-------- AVAILABLE DATA

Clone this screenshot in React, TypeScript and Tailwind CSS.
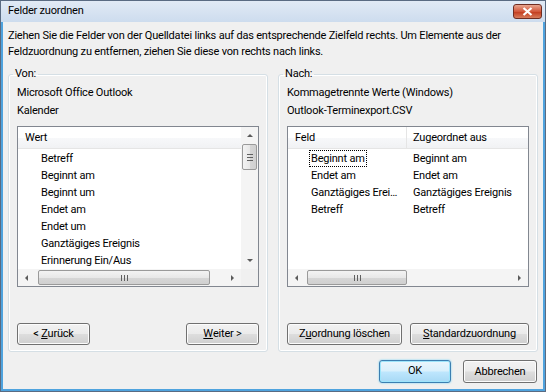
import React from 'react';

const btn =
  'h-[22px] rounded-[3px] border border-[#707070] bg-[linear-gradient(#f2f2f2_0%,#ebebeb_48%,#dddddd_52%,#cfcfcf_100%)] shadow-[inset_0_0_0_1px_#fcfcfc] leading-[20px] text-black flex items-center justify-center';

function Arrow({ dir }: { dir: 'up' | 'down' | 'left' | 'right' }) {
  const pts = {
    up: '1,5 4,2 7,5',
    down: '1,2 4,5 7,2',
    left: '5,1 2,4 5,7',
    right: '2,1 5,4 2,7',
  }[dir];
  return (
    <svg width="8" height="8" viewBox="0 0 8 8">
      <polygon points={pts} fill="#5b5b5b" />
    </svg>
  );
}

function HScroll({ gap, thumb }: { gap: string; thumb: string }) {
  return (
    <div className="h-[17px] w-full flex items-center bg-[#f4f4f4]">
      <div className="w-[17px] h-[17px] flex items-center justify-center">
        <Arrow dir="left" />
      </div>
      <div className={gap} />
      <div
        className={`h-[15px] rounded-[2px] border border-[#9a9a9a] bg-[linear-gradient(#f3f3f3,#e8e8e8_50%,#d6d6d6_52%,#d0d0d0)] flex items-center justify-center gap-[2px] ${thumb}`}
      >
        <span className="w-px h-[6px] bg-[#606060]" />
        <span className="w-px h-[6px] bg-[#606060]" />
        <span className="w-px h-[6px] bg-[#606060]" />
      </div>
      <div className="flex-1" />
      <div className="w-[17px] h-[17px] flex items-center justify-center">
        <Arrow dir="right" />
      </div>
    </div>
  );
}

function Row({ children }: { children: React.ReactNode }) {
  return <div className="h-[17px] leading-[17px] whitespace-nowrap">{children}</div>;
}

export default function App() {
  const leftItems = [
    'Betreff',
    'Beginnt am',
    'Beginnt um',
    'Endet am',
    'Endet um',
    'Ganztägiges Ereignis',
    'Erinnerung Ein/Aus',
  ];
  const mapped = [
    ['Beginnt am', 'Beginnt am'],
    ['Endet am', 'Endet am'],
    ['Ganztägiges Ereignis', 'Ganztägiges Ereignis'],
    ['Betreff', 'Betreff'],
  ];

  return (
    <div className="w-[546px] h-[392px] bg-[#5a6b82] p-px font-['Roboto',sans-serif] text-[11px] tracking-[-0.2px] text-black">
      <div className="w-full h-full flex flex-col bg-[#4fa3de]">
        {/* title bar */}
        <div className="h-[21px] relative flex items-center pl-[7px] bg-[linear-gradient(#e1eaf5,#cddcee)]">
          Felder zuordnen
          <div className="absolute right-[3px] top-[3px] w-[29px] h-[15px] rounded-[3px] border border-[#6f2d22] bg-[linear-gradient(#e8a58f,#d2583c_50%,#c23a1c_52%,#d77c5c)] flex items-center justify-center">
            <svg width="11" height="9" viewBox="0 0 11 9">
              <path d="M1.5 1 L9.5 8 M9.5 1 L1.5 8" stroke="#ffffff" strokeWidth="2.2" />
            </svg>
          </div>
        </div>

        {/* client */}
        <div className="flex-1 mx-[2px] mb-[2px] bg-[#f0f0f0] flex flex-col">
          <p className="pt-[6px] pl-[5px] pr-[6px] leading-[16px]">
            Ziehen Sie die Felder von der Quelldatei links auf das entsprechende Zielfeld rechts. Um Elemente aus der
            <br />
            Feldzuordnung zu entfernen, ziehen Sie diese von rechts nach links.
          </p>

          <div className="mt-[6px] ml-[5px] flex gap-[10px]">
            {/* Von */}
            <fieldset className="w-[260px] rounded-[3px] border border-[#d5dfe5] shadow-[inset_0_0_0_1px_#ffffff] px-[8px] pb-[6px]">
              <legend className="-ml-[4px] px-[2px] leading-[16px]">Von:</legend>
              <div className="mt-[2px] h-[18px] leading-[18px]">Microsoft Office Outlook</div>
              <div className="h-[18px] leading-[18px]">Kalender</div>
              <div className="mt-[6px] h-[161px] border border-[#828790] bg-white flex flex-col">
                <div className="flex flex-1 min-h-0">
                  <div className="flex-1 min-w-0 flex flex-col">
                    <div className="h-[22px] border-b border-[#e5e5e5] bg-[linear-gradient(#ffffff,#ffffff_50%,#f7f8fa_51%,#f1f2f4)] pl-[7px] leading-[22px]">
                      Wert
                    </div>
                    <div className="pt-[1px] pl-[23px]">
                      {leftItems.map((t) => (
                        <Row key={t}>{t}</Row>
                      ))}
                    </div>
                  </div>
                  <div className="w-[17px] bg-[#f4f4f4] flex flex-col items-center">
                    <div className="h-[17px] flex items-center justify-center">
                      <Arrow dir="up" />
                    </div>
                    <div className="w-[15px] h-[26px] rounded-[2px] border border-[#9a9a9a] bg-[linear-gradient(90deg,#f3f3f3,#e8e8e8_50%,#d6d6d6_52%,#d0d0d0)] flex flex-col items-center justify-center gap-[2px]">
                      <span className="h-px w-[6px] bg-[#606060]" />
                      <span className="h-px w-[6px] bg-[#606060]" />
                      <span className="h-px w-[6px] bg-[#606060]" />
                    </div>
                    <div className="flex-1" />
                    <div className="h-[17px] flex items-center justify-center">
                      <Arrow dir="down" />
                    </div>
                  </div>
                </div>
                <div className="flex">
                  <div className="flex-1">
                    <HScroll gap="w-[3px]" thumb="w-[172px]" />
                  </div>
                  <div className="w-[17px] h-[17px] bg-[#f0f0f0]" />
                </div>
              </div>
              <div className="mt-[36px] flex justify-between">
                <button className={`${btn} w-[73px]`}>
                  &lt;&nbsp;<span className="underline">Z</span>urück
                </button>
                <button className={`${btn} w-[73px]`}>
                  <span className="underline">W</span>eiter &gt;
                </button>
              </div>
            </fieldset>

            {/* Nach */}
            <fieldset className="w-[260px] rounded-[3px] border border-[#d5dfe5] shadow-[inset_0_0_0_1px_#ffffff] px-[8px] pb-[6px]">
              <legend className="-ml-[4px] px-[2px] leading-[16px]">Nach:</legend>
              <div className="mt-[2px] h-[18px] leading-[18px]">Kommagetrennte Werte (Windows)</div>
              <div className="h-[18px] leading-[18px]">Outlook-Terminexport.CSV</div>
              <div className="mt-[6px] h-[161px] border border-[#828790] bg-white flex flex-col">
                <div className="flex-1 min-h-0 flex flex-col">
                  <div className="h-[22px] border-b border-[#e5e5e5] bg-[linear-gradient(#ffffff,#ffffff_50%,#f7f8fa_51%,#f1f2f4)] flex leading-[22px]">
                    <div className="w-[119px] pl-[7px] border-r border-[#e5e5e5]">Feld</div>
                    <div className="pl-[6px]">Zugeordnet aus</div>
                  </div>
                  <div className="pt-[1px]">
                    {mapped.map(([a, b], i) => (
                      <div key={a} className="flex h-[17px] leading-[17px]">
                        <div className="w-[120px] pl-[21px] pr-[6px] flex">
                          <span
                            className={`px-[2px] truncate ${i === 0 ? 'outline outline-1 outline-dotted outline-[#000] -outline-offset-1' : ''}`}
                          >
                            {a}
                          </span>
                        </div>
                        <div className="pl-[5px] whitespace-nowrap">{b}</div>
                      </div>
                    ))}
                  </div>
                </div>
                <HScroll gap="w-[2px]" thumb="w-[100px]" />
              </div>
              <div className="mt-[36px] flex justify-between">
                <button className={`${btn} w-[115px]`}>
                  Z<span className="underline">u</span>ordnung löschen
                </button>
                <button className={`${btn} w-[119px]`}>
                  <span className="underline">S</span>tandardzuordnung
                </button>
              </div>
            </fieldset>
          </div>

          <div className="mt-[8px] pr-[6px] flex justify-end gap-[12px]">
            <button className="w-[72px] h-[23px] rounded-[3px] border border-[#3c7fb1] bg-[linear-gradient(#eaf6fd_0%,#d9f0fc_48%,#bee6fd_52%,#a7d9f5_100%)] shadow-[inset_0_0_0_1px_#9ee5fb,0_0_2px_#5fcdf5] flex items-center justify-center">
              OK
            </button>
            <button className={`${btn} w-[74px] h-[23px]`}>Abbrechen</button>
          </div>
        </div>
      </div>
    </div>
  );
}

----------------

STATED TASK -> Print, exactly as written, the lines above from the first one to the one containing "import React from 'react';". Leave out pictures.

RESULT FOR THIS EXERCISE ->
Clone this screenshot in React, TypeScript and Tailwind CSS.
import React from 'react';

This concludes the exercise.